REQUIREMENT = Exclude the pictures, then repeat the remaining data exactly.

⟨

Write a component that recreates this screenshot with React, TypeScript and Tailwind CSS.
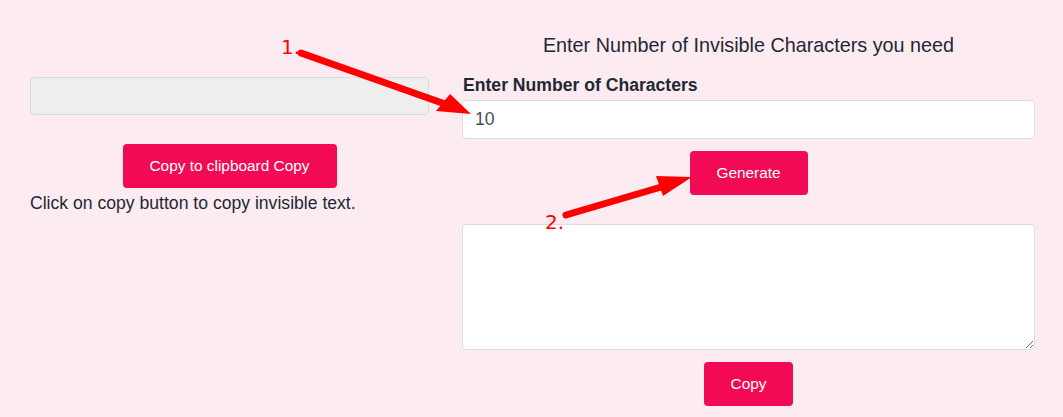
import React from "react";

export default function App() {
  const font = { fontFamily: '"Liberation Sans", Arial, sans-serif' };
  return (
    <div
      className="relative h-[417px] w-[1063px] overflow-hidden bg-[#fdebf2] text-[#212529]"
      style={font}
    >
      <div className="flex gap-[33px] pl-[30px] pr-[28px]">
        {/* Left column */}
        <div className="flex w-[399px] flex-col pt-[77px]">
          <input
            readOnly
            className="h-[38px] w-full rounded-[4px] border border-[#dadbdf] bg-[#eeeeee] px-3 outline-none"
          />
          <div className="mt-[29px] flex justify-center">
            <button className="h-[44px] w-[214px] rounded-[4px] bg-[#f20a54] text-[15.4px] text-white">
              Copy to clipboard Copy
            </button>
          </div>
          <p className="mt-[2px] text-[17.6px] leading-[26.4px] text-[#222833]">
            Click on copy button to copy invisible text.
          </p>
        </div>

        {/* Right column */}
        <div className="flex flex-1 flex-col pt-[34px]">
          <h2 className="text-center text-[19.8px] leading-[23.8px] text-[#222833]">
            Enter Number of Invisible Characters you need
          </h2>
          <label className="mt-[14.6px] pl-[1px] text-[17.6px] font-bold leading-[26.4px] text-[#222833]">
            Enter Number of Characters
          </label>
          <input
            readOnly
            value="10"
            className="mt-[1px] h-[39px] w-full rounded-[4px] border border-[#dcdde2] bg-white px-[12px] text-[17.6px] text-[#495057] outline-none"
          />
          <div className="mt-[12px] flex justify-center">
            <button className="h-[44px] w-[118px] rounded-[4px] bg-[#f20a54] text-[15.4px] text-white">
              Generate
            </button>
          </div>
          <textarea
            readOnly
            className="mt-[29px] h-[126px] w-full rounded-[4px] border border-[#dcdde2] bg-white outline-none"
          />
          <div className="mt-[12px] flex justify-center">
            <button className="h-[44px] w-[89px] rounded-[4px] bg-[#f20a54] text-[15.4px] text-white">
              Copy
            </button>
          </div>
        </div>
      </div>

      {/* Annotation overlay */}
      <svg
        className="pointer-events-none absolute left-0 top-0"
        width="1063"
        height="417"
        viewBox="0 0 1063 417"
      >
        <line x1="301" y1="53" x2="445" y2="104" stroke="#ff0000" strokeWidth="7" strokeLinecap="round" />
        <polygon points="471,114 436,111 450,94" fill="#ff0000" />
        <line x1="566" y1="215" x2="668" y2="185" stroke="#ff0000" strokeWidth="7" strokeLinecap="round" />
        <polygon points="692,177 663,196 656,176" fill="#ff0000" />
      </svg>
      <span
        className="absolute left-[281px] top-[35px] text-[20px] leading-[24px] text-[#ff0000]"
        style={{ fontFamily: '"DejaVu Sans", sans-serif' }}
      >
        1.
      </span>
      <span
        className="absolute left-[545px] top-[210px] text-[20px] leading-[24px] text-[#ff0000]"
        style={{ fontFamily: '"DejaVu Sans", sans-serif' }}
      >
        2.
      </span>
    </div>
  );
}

⟩

RESPONSE BELOW =
Write a component that recreates this screenshot with React, TypeScript and Tailwind CSS.
import React from "react";

export default function App() {
  const font = { fontFamily: '"Liberation Sans", Arial, sans-serif' };
  return (
    <div
      className="relative h-[417px] w-[1063px] overflow-hidden bg-[#fdebf2] text-[#212529]"
      style={font}
    >
      <div className="flex gap-[33px] pl-[30px] pr-[28px]">
        {/* Left column */}
        <div className="flex w-[399px] flex-col pt-[77px]">
          <input
            readOnly
            className="h-[38px] w-full rounded-[4px] border border-[#dadbdf] bg-[#eeeeee] px-3 outline-none"
          />
          <div className="mt-[29px] flex justify-center">
            <button className="h-[44px] w-[214px] rounded-[4px] bg-[#f20a54] text-[15.4px] text-white">
              Copy to clipboard Copy
            </button>
          </div>
          <p className="mt-[2px] text-[17.6px] leading-[26.4px] text-[#222833]">
            Click on copy button to copy invisible text.
          </p>
        </div>

        {/* Right column */}
        <div className="flex flex-1 flex-col pt-[34px]">
          <h2 className="text-center text-[19.8px] leading-[23.8px] text-[#222833]">
            Enter Number of Invisible Characters you need
          </h2>
          <label className="mt-[14.6px] pl-[1px] text-[17.6px] font-bold leading-[26.4px] text-[#222833]">
            Enter Number of Characters
          </label>
          <input
            readOnly
            value="10"
            className="mt-[1px] h-[39px] w-full rounded-[4px] border border-[#dcdde2] bg-white px-[12px] text-[17.6px] text-[#495057] outline-none"
          />
          <div className="mt-[12px] flex justify-center">
            <button className="h-[44px] w-[118px] rounded-[4px] bg-[#f20a54] text-[15.4px] text-white">
              Generate
            </button>
          </div>
          <textarea
            readOnly
            className="mt-[29px] h-[126px] w-full rounded-[4px] border border-[#dcdde2] bg-white outline-none"
          />
          <div className="mt-[12px] flex justify-center">
            <button className="h-[44px] w-[89px] rounded-[4px] bg-[#f20a54] text-[15.4px] text-white">
              Copy
            </button>
          </div>
        </div>
      </div>

      {/* Annotation overlay */}
      <svg
        className="pointer-events-none absolute left-0 top-0"
        width="1063"
        height="417"
        viewBox="0 0 1063 417"
      >
        <line x1="301" y1="53" x2="445" y2="104" stroke="#ff0000" strokeWidth="7" strokeLinecap="round" />
        <polygon points="471,114 436,111 450,94" fill="#ff0000" />
        <line x1="566" y1="215" x2="668" y2="185" stroke="#ff0000" strokeWidth="7" strokeLinecap="round" />
        <polygon points="692,177 663,196 656,176" fill="#ff0000" />
      </svg>
      <span
        className="absolute left-[281px] top-[35px] text-[20px] leading-[24px] text-[#ff0000]"
        style={{ fontFamily: '"DejaVu Sans", sans-serif' }}
      >
        1.
      </span>
      <span
        className="absolute left-[545px] top-[210px] text-[20px] leading-[24px] text-[#ff0000]"
        style={{ fontFamily: '"DejaVu Sans", sans-serif' }}
      >
        2.
      </span>
    </div>
  );
}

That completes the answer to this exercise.